Long term investing: Buy and hold
Buy and hold investing is one of the most popular investment strategies used by investors today. This strategy involves purchasing stocks that they expect to perform well over time and holding them for longer periods of time.
This type of investing typically involves buying stocks with good dividend yields and low volatility, as well as focusing on companies that have good management teams and a consistently good track record. Buy and hold investors may also buy stocks during market downturns in order to benefit from the eventual recovery.
A risk here is that something unexpected may happen to the company. Buy and hold investors will try to mitigate this by picking stocks that have historically been resilient to downturns.
Short term investing: Day trading
Day trading involves buying and selling stocks on the same day within the same trading session. It is an active form of investing that requires investors to be constantly focused on the markets.
Day traders attempt to capitalise on short-term price movements in individual stocks or indexes, using Technical Analysis tools.
Day traders typically use technical analysis tools such as trend lines, chart patterns and indicator signals (such as the RSI) to determine when to enter or exit a company.
They also take into account details such as news, volume, volatility and liquidity of the stock being traded. With the right tools, decisions can be made more quickly than analysing fundamentals, such as balance sheets or income statements of companies.

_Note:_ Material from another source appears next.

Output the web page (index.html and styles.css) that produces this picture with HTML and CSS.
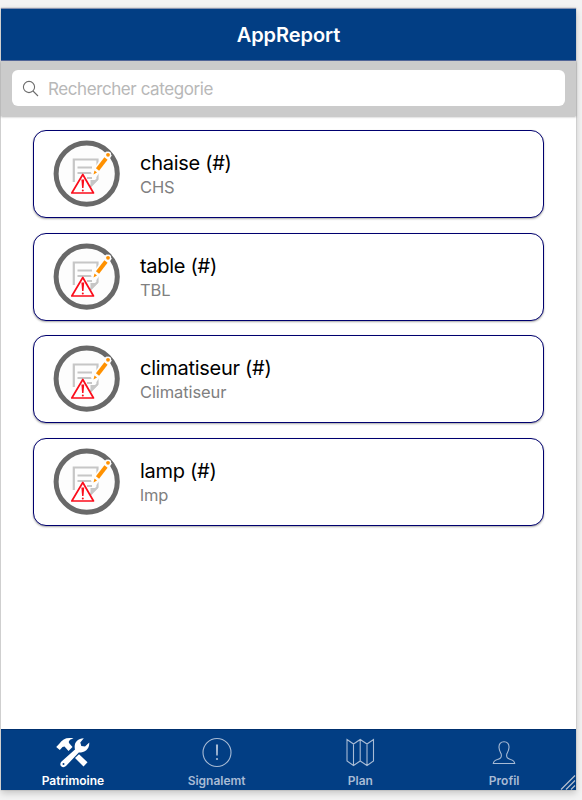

In addition to knowledge of technical analysis techniques, day traders also need access to real-time information about stock prices so that they can make decisions with confidence and execute trades at exactly the right times.
To maximise profits from their trades, day traders must have fast execution speeds and low commissions for their brokerages. Additionally, since day traders are typically looking for short-term gains, they tend to have smaller positions compared to other types of investors.
Traders with this investment strategy may employ derivatives, such as CFDs (Contracts for Difference), instead of buying and selling companies outright, to gain more leverage.
What investment strategies are right for you?
Ultimately, whatever investment strategies investors choose will depend on their individual goals, risk profile and financial situation.
Despite all the differences between investment strategies, all investors have their own different needs and objectives. They should pick a strategy most suitable to their risk profile. And they always do their due diligence on any company in order to make sure they are making wise decisions.
Regardless of which investment strategies you choose, understanding the basics of these strategies and individual company fundamentals can help you as you work towards making money from the stock market.